Seakan-akan agama (Islam), hanyalah sekedar teks Quran dan Hadist. Padahal, tanpa akal, Quran dan Hadist tidak akan terpahami sama sekali. Selepas diwahyukan, Quran menjadi diam. Terdokumentasi menjadi sebatas mushaf (kitab/tulisan). Ia tidak dapat berbicara. Manusialah yang aktif membicarakannya. Meneliti, mencari penjelasan, mengorek sejarah, dan seterusnya.
Sampai titik itu, Quran (wahyu) dan akal berada pada posisi yang setara. Quran tidak mensub-ordinasi akal. Justru melalui kemampuan akal, kita mampu menyibak makna yang berada dibalik pewahyuan ayat tertentu. Akal menjadi pusat dari kesadaran berislam.
Berasal dari akal, perbedaan tafsir muncul. Imam-imam mazhab lahir dan besar. Kitab klasik/kuning membanjiri pasar. Buku-buku pun tidak ketinggalan. Akal melahirkan pluralitas pendekatan. Juga pluralitas padangan.
Ada sebagian orang cenderung menafsirkan ayat Quran dan Hadist secara tekstual atau skriptural. Mereka hanya mengacu pada makna teks secara tersurat. Tidak heran, kalangan yang menggunakan pendekatan ini terlihat sangat normatif. Tidak ada interaksi antara ayat, akal dan lingkungannya. Pemahamannya menjadi tercerabut dan tidak menyejarah. Kalangan ini terkenal dengan adagium “mengislamkan bumi”.
Di sisi lain, Quran dan Hadist ditafsirkan secara kontekstual. Manusia (akal) tidak melulu harus mengikuti makna harfiah ayat. Melalui kecerdasan akal, ia mampu melampaui dan menelisik makna bathin dari ayat tersebut. Pendekatan ini sangat besar porsinya dalam menggunakan akal. Artinya, interaksi antara ayat, akal, dan lingkungan adalah niscaya. Kalangan ini lebih sepakat dengan ide “membumikan Islam”.
Pada pendekatan yang terakhir, selain melalui akal, mereka juga terbantu dengan adanya hikmah. Al hikmatu al muta’aliyyah. Hikmah adalah budi, wisdom, atau kearifan. Dengan hikmah, pemahaman terhadap ayat tidak menjadi gersang, hitam-putih, bahkan kaku.

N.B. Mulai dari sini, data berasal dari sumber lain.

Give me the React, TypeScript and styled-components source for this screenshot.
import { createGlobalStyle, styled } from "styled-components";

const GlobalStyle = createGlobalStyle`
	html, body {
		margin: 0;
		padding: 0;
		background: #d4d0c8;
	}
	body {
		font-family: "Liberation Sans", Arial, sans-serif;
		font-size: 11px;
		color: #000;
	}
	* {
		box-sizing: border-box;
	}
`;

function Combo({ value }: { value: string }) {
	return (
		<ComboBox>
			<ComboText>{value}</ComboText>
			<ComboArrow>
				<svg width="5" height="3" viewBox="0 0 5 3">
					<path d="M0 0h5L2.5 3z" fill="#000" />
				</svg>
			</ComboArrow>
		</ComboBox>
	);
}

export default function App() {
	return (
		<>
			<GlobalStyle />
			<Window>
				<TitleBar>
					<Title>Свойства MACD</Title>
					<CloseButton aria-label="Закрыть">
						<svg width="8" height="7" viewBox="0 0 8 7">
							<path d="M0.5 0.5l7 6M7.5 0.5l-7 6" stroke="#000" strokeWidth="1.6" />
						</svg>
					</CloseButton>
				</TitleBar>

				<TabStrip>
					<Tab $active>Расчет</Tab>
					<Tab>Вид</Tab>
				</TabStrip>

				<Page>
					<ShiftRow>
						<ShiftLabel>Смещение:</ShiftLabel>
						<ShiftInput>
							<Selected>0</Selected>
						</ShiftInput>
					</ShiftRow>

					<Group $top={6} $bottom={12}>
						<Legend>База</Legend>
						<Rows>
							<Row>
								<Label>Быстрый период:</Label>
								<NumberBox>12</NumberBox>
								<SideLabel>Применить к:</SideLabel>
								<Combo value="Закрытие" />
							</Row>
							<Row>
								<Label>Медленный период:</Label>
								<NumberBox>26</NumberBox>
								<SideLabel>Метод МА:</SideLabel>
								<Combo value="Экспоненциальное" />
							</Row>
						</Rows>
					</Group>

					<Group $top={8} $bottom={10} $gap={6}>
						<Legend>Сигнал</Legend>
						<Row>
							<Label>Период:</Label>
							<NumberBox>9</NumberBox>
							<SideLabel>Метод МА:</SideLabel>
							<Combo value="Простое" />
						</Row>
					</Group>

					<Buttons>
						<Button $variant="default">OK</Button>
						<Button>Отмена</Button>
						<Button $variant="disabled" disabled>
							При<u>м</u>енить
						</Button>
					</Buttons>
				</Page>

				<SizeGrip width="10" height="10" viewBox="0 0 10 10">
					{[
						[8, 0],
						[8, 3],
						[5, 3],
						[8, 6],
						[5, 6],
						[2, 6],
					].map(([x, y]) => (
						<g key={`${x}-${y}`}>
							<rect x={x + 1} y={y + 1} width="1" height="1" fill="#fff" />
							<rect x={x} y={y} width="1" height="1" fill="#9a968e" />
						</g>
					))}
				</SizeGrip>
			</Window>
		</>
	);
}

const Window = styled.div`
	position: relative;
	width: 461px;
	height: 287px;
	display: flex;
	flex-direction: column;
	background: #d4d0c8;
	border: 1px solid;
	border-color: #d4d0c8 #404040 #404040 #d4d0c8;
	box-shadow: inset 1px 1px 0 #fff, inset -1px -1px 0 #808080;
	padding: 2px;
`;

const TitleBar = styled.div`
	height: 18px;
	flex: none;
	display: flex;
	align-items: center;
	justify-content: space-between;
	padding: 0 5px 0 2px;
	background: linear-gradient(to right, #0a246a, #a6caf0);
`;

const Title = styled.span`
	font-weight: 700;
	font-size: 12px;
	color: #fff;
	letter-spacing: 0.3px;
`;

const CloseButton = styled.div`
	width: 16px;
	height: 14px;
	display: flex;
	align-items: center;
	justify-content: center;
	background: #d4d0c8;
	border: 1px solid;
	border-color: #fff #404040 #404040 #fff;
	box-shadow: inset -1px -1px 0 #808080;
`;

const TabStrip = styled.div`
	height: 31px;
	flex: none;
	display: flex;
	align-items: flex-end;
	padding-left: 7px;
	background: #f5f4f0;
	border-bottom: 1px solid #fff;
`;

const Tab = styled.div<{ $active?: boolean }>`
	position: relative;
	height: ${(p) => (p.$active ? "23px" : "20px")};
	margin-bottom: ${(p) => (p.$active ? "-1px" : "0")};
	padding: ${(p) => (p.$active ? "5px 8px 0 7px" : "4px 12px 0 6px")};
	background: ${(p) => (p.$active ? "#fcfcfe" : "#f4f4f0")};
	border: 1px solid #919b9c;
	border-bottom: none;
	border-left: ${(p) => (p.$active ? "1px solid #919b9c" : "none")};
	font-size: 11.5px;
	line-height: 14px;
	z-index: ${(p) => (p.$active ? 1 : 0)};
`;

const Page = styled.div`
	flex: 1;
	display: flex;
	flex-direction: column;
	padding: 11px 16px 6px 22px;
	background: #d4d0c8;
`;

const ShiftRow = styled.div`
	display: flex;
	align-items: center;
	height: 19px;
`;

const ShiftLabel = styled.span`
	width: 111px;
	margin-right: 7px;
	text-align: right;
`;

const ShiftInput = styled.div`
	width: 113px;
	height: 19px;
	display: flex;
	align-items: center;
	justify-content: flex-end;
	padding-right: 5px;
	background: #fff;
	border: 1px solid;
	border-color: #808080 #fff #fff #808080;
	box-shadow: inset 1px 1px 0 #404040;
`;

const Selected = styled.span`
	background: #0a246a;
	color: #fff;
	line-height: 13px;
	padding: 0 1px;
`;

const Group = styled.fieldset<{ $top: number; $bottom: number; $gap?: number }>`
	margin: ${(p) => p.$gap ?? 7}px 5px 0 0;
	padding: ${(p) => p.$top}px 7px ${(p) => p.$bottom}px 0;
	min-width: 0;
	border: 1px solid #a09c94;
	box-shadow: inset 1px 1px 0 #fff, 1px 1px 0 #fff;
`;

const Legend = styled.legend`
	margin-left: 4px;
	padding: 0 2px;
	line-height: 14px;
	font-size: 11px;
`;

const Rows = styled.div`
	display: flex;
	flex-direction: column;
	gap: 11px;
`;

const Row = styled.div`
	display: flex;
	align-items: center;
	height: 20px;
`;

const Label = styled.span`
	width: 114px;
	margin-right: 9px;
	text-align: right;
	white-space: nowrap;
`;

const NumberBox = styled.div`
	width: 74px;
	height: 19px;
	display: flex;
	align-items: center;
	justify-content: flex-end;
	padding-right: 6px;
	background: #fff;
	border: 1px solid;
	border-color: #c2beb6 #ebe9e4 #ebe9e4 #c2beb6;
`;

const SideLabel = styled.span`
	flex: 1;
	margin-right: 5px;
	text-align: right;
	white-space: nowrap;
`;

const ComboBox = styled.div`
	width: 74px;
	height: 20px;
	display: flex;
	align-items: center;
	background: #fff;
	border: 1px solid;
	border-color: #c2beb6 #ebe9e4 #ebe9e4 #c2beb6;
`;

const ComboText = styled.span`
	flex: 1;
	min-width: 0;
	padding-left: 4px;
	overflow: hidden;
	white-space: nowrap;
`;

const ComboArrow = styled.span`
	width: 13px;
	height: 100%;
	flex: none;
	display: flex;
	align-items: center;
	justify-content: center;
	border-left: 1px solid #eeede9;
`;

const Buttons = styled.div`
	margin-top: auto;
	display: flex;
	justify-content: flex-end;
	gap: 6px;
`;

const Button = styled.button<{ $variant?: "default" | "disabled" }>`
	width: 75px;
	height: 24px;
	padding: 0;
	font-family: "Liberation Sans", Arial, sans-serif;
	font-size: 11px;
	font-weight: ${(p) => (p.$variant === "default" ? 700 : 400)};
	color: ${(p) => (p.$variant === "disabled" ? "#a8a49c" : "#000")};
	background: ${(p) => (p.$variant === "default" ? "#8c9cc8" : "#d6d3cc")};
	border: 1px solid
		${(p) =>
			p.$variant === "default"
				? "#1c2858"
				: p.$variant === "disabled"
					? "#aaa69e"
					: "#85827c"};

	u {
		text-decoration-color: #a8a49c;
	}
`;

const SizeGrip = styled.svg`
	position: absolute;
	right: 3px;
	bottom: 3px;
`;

Hikmah memberikan keluasan dan kelenturan Islam untuk diadaptasikan dalam konteks wilayah yang berbeda. Islam di Arab, berbeda dengan di Indonesia. Dengan hikmah, lahirlah Islam Indonesia. Yakni, Islam yang sudah berinteraksi secara intesif dengan nilai-nilai luhur yang terkandung di dalam budaya masyarakat Indonesia.
Hanya saja mozaik keberagamaan Indonesia saat ini berwajah muram. Kekerasan mengatasnamakan agama masih sering terjadi. Terakhir, Jemaah Ahmadiyyah menjadi kelompok yang ditindas. Pengrusakan tempat ibadah menjadi cerita di media massa. Dalam hingar-bingar konflik berbasis agama, lebih dari 30 kota di Indonesia menerapkan Perda Syariat. Ironisnya, pendidikan (dakwah) pun tidak menjadikan umat semakin cerdas. Dakwah hanya memberikan janji manis tentang surga.

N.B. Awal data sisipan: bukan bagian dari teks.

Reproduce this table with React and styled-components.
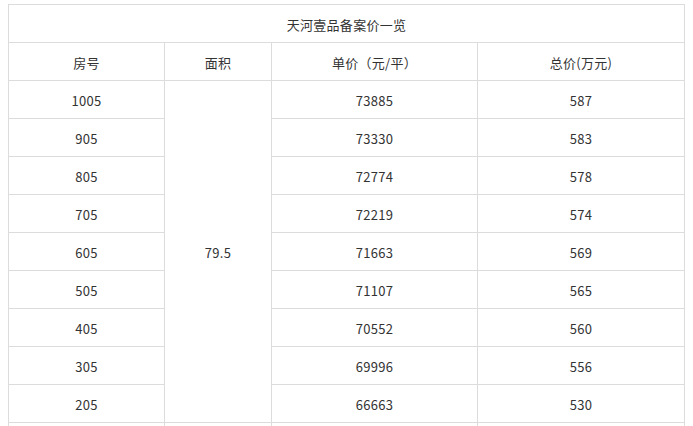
import React from 'react';
import styled, { createGlobalStyle } from 'styled-components';

const GlobalStyle = createGlobalStyle`
  html, body {
    margin: 0;
    padding: 0;
    background: #fff;
    overflow: hidden;
  }
  body {
    font-family: "Noto Sans CJK SC", "DejaVu Sans", sans-serif;
  }
`;

const Page = styled.div`
  padding: 4px 0 0 8px;
  width: 693px;
  height: 426px;
  box-sizing: border-box;
  overflow: hidden;
`;

const Table = styled.table`
  border-collapse: collapse;
  table-layout: fixed;
  width: 677px;
  font-size: 13px;
  color: #333;
`;

const Cell = styled.td`
  border: 1px solid #dcdcdc;
  height: 38px;
  padding: 2px 0 0;
  text-align: center;
  vertical-align: middle;
  line-height: 18px;
  letter-spacing: 0.3px;
  box-sizing: border-box;
`;

const rows = [
  ['1005', '73885', '587'],
  ['905', '73330', '583'],
  ['805', '72774', '578'],
  ['705', '72219', '574'],
  ['605', '71663', '569'],
  ['505', '71107', '565'],
  ['405', '70552', '560'],
  ['305', '69996', '556'],
  ['205', '66663', '530'],
];

const App = () => {
  return (
    <Page>
      <GlobalStyle />
      <Table>
        <colgroup>
          <col style={{ width: 156 }} />
          <col style={{ width: 107 }} />
          <col style={{ width: 206 }} />
          <col style={{ width: 207 }} />
        </colgroup>
        <tbody>
          <tr>
            <Cell colSpan={4}>天河壹品备案价一览</Cell>
          </tr>
          <tr>
            <Cell>房号</Cell>
            <Cell>面积</Cell>
            <Cell>单价（元/平）</Cell>
            <Cell>总价(万元)</Cell>
          </tr>
          {rows.map((r, i) => (
            <tr key={r[0]}>
              <Cell>{r[0]}</Cell>
              {i === 0 && <Cell rowSpan={rows.length}>79.5</Cell>}
              <Cell>{r[1]}</Cell>
              <Cell>{r[2]}</Cell>
            </tr>
          ))}
          <tr>
            <Cell />
            <Cell />
            <Cell />
            <Cell />
          </tr>
        </tbody>
      </Table>
    </Page>
  );
};

export default App;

Hari ini kita membutuhkan umat-umat yang cerdas. Umat yang menggunakan kerjernihan akal dan kedalaman budi/nuraninya. Umat yang mampu bertindak berdasarkan alasan yang rasional, tanpa tercerabut dari kearifan budi.

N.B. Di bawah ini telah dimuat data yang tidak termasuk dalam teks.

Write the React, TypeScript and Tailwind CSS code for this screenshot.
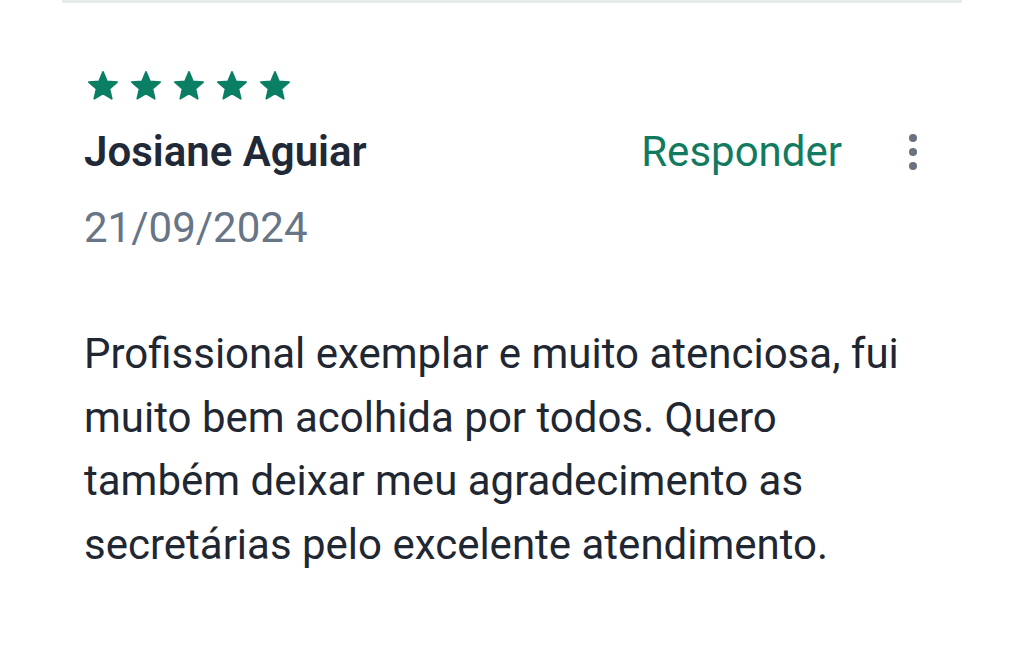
import React from 'react'

interface Review {
  author: string
  date: string
  rating: number
  lines: string[]
}

const review: Review = {
  author: 'Josiane Aguiar',
  date: '21/09/2024',
  rating: 5,
  lines: [
    'Profissional exemplar e muito atenciosa, fui',
    'muito bem acolhida por todos. Quero',
    'também deixar meu agradecimento as',
    'secretárias pelo excelente atendimento.',
  ],
}

const StarIcon = (): React.ReactNode => (
  <svg viewBox="0 0 24 24" className="h-[34px] w-[34px]" fill="#0a7f64" stroke="#0a7f64" strokeWidth="1.2" strokeLinejoin="round">
    <path d="M12 17.27L18.18 21l-1.64-7.03L22 9.24l-7.19-.61L12 2 9.19 8.63 2 9.24l5.46 4.73L5.82 21z" />
  </svg>
)

const KebabButton = (): React.ReactNode => (
  <button className="flex w-[8px] flex-col items-center gap-[6px]" aria-label="Mais opções">
    <span className="h-[8px] w-[8px] rounded-full bg-[#6b7280]" />
    <span className="h-[8px] w-[8px] rounded-full bg-[#6b7280]" />
    <span className="h-[8px] w-[8px] rounded-full bg-[#6b7280]" />
  </button>
)

const App = (): React.ReactNode => {
  return (
    <div className="h-[656px] w-full overflow-hidden bg-white font-['Roboto',sans-serif]">
      <div className="mx-[62px] h-[3px] bg-[#e6ebeb]" />
      <div className="pl-[84px] pr-[107px] pt-[66px]">
        <div className="ml-[2px] flex gap-[9px]">
          {Array.from({ length: review.rating }).map((_, index) => (
            <StarIcon key={index} />
          ))}
        </div>
        <div className="mt-[25px] flex items-center justify-between">
          <h3 className="text-[42px] font-semibold leading-[48px] text-[#1f2937]">{review.author}</h3>
          <div className="flex items-center gap-[67px]">
            <button className="text-[42px] leading-[48px] text-[#127a5e]">Responder</button>
            <KebabButton />
          </div>
        </div>
        <div className="mt-[28px] text-[42px] leading-[48px] text-[#677586]">{review.date}</div>
        <p className="mt-[70px] text-[42px] leading-[63.5px] text-[#1f2733]">
          {review.lines.map((line, index) => (
            <span key={index} className="block whitespace-nowrap">
              {line}
            </span>
          ))}
        </p>
      </div>
    </div>
  )
}

export default App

Umat-umat semacam inilah yang akan membawa perubahan menuju kejayaan atau kebangkitan Islam. Bukan umat yang di otaknya penuh dengan doktrin yang menyampah. Bukan juga elit agama yang senantiasa membodohi umat dengan romantisisme masa lalu. Atau doktrin pahala-dosa, surga-neraka, yang nampak menjadi tuhan-tuhan baru.
Umat yang cerdas dan bijak inilah yang akan menjadikan Indonesia tetap berdiri di atas Pancasila yang universal. Bukan di atas agama, aliran, atau golongan tertentu. Merekalah umat yang ditunggu-tunggu zaman yang oleh Rangga Warsita sebut sebagai “zaman edan”. []
___________
Note: Tulisan ini ditujukan sebagai “Editorial” dalam buletin Profetika Edisi I April 2008.